## TASK INSTRUCTIONS
Exactly repeat all the records below, omitting the images they hold.
** Begin AVAILABLE RECORDS **
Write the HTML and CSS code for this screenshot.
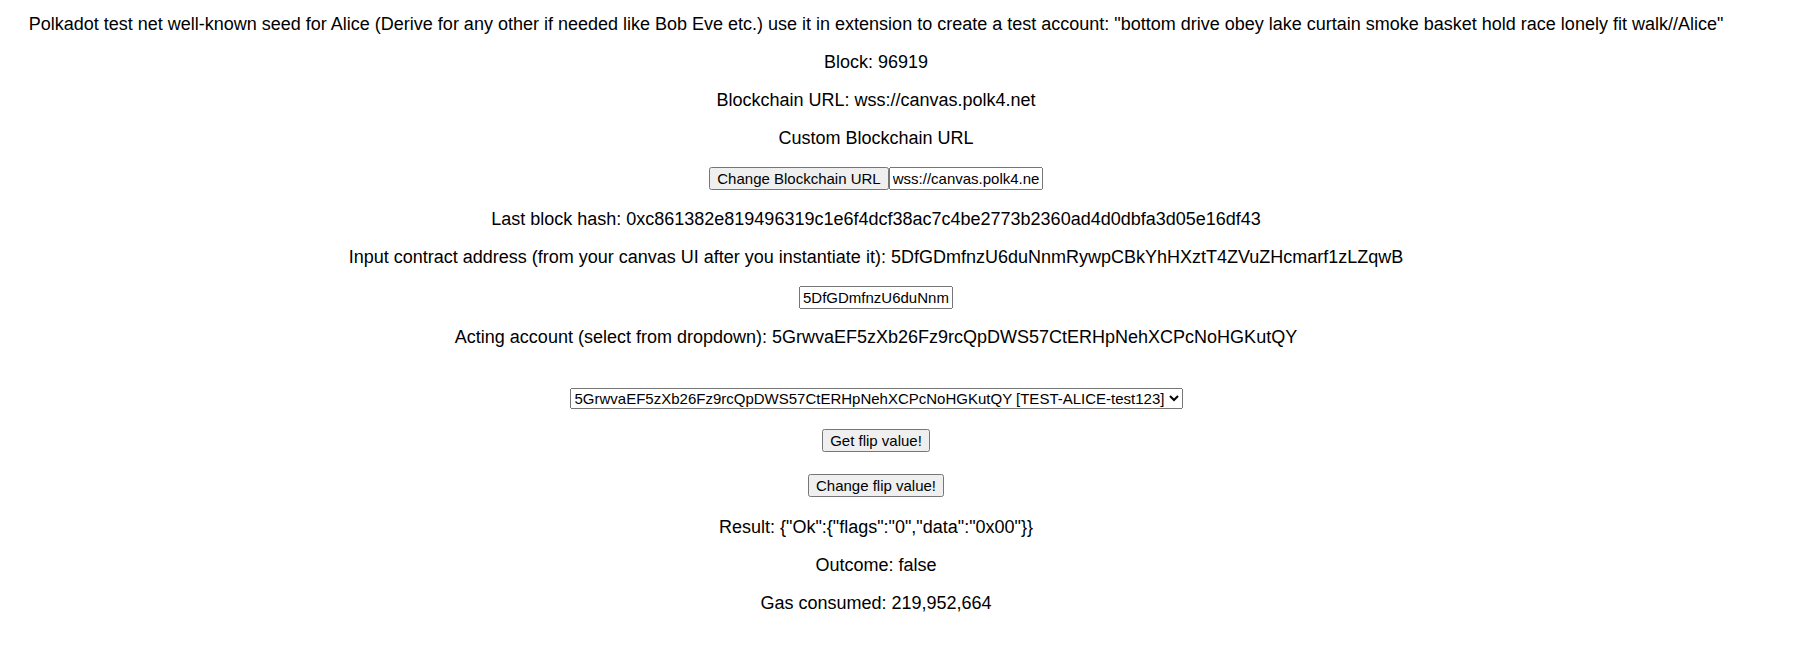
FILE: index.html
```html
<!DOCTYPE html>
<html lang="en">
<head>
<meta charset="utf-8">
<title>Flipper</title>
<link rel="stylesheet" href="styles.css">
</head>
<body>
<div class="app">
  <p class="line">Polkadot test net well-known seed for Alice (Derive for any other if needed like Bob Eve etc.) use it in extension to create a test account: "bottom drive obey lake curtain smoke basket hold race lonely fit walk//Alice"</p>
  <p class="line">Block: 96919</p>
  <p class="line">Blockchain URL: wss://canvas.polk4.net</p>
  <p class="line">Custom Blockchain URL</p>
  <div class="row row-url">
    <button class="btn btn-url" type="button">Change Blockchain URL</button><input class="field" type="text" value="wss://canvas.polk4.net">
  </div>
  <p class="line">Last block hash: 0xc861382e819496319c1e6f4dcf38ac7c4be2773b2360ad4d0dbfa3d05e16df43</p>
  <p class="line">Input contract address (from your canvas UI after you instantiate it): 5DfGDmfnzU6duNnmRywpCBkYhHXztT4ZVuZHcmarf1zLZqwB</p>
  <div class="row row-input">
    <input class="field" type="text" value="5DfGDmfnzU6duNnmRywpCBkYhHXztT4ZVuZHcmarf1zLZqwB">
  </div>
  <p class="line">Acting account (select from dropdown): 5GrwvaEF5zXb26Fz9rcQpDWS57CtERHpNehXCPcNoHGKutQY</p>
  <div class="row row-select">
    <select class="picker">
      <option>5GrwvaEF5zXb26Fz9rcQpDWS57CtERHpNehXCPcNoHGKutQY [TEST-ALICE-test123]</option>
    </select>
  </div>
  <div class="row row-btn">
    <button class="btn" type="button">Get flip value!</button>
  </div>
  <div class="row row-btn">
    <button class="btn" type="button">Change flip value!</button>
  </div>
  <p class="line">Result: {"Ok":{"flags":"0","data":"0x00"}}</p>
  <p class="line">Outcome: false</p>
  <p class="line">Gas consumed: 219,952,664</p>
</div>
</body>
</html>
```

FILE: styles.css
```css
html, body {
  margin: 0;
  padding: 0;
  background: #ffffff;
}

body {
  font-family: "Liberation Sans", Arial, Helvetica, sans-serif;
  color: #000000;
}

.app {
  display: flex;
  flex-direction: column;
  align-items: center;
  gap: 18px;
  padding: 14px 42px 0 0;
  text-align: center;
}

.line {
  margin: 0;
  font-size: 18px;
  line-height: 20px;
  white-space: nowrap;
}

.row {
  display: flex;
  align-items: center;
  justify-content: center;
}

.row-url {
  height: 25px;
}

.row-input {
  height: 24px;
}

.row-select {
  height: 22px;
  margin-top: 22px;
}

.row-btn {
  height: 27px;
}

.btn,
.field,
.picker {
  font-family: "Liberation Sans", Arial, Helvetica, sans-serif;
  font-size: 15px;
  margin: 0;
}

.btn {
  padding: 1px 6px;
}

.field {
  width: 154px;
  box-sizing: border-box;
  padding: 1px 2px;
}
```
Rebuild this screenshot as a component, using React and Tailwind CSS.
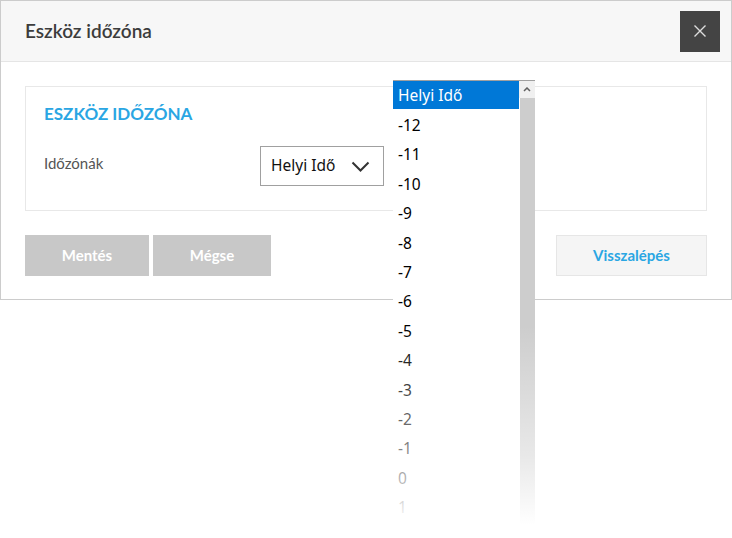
** End AVAILABLE RECORDS **
## TASK RESULT
Write the HTML and CSS code for this screenshot.
FILE: index.html
```html
<!DOCTYPE html>
<html lang="en">
<head>
<meta charset="utf-8">
<title>Flipper</title>
<link rel="stylesheet" href="styles.css">
</head>
<body>
<div class="app">
  <p class="line">Polkadot test net well-known seed for Alice (Derive for any other if needed like Bob Eve etc.) use it in extension to create a test account: "bottom drive obey lake curtain smoke basket hold race lonely fit walk//Alice"</p>
  <p class="line">Block: 96919</p>
  <p class="line">Blockchain URL: wss://canvas.polk4.net</p>
  <p class="line">Custom Blockchain URL</p>
  <div class="row row-url">
    <button class="btn btn-url" type="button">Change Blockchain URL</button><input class="field" type="text" value="wss://canvas.polk4.net">
  </div>
  <p class="line">Last block hash: 0xc861382e819496319c1e6f4dcf38ac7c4be2773b2360ad4d0dbfa3d05e16df43</p>
  <p class="line">Input contract address (from your canvas UI after you instantiate it): 5DfGDmfnzU6duNnmRywpCBkYhHXztT4ZVuZHcmarf1zLZqwB</p>
  <div class="row row-input">
    <input class="field" type="text" value="5DfGDmfnzU6duNnmRywpCBkYhHXztT4ZVuZHcmarf1zLZqwB">
  </div>
  <p class="line">Acting account (select from dropdown): 5GrwvaEF5zXb26Fz9rcQpDWS57CtERHpNehXCPcNoHGKutQY</p>
  <div class="row row-select">
    <select class="picker">
      <option>5GrwvaEF5zXb26Fz9rcQpDWS57CtERHpNehXCPcNoHGKutQY [TEST-ALICE-test123]</option>
    </select>
  </div>
  <div class="row row-btn">
    <button class="btn" type="button">Get flip value!</button>
  </div>
  <div class="row row-btn">
    <button class="btn" type="button">Change flip value!</button>
  </div>
  <p class="line">Result: {"Ok":{"flags":"0","data":"0x00"}}</p>
  <p class="line">Outcome: false</p>
  <p class="line">Gas consumed: 219,952,664</p>
</div>
</body>
</html>
```

FILE: styles.css
```css
html, body {
  margin: 0;
  padding: 0;
  background: #ffffff;
}

body {
  font-family: "Liberation Sans", Arial, Helvetica, sans-serif;
  color: #000000;
}

.app {
  display: flex;
  flex-direction: column;
  align-items: center;
  gap: 18px;
  padding: 14px 42px 0 0;
  text-align: center;
}

.line {
  margin: 0;
  font-size: 18px;
  line-height: 20px;
  white-space: nowrap;
}

.row {
  display: flex;
  align-items: center;
  justify-content: center;
}

.row-url {
  height: 25px;
}

.row-input {
  height: 24px;
}

.row-select {
  height: 22px;
  margin-top: 22px;
}

.row-btn {
  height: 27px;
}

.btn,
.field,
.picker {
  font-family: "Liberation Sans", Arial, Helvetica, sans-serif;
  font-size: 15px;
  margin: 0;
}

.btn {
  padding: 1px 6px;
}

.field {
  width: 154px;
  box-sizing: border-box;
  padding: 1px 2px;
}
```
Rebuild this screenshot as a component, using React and Tailwind CSS.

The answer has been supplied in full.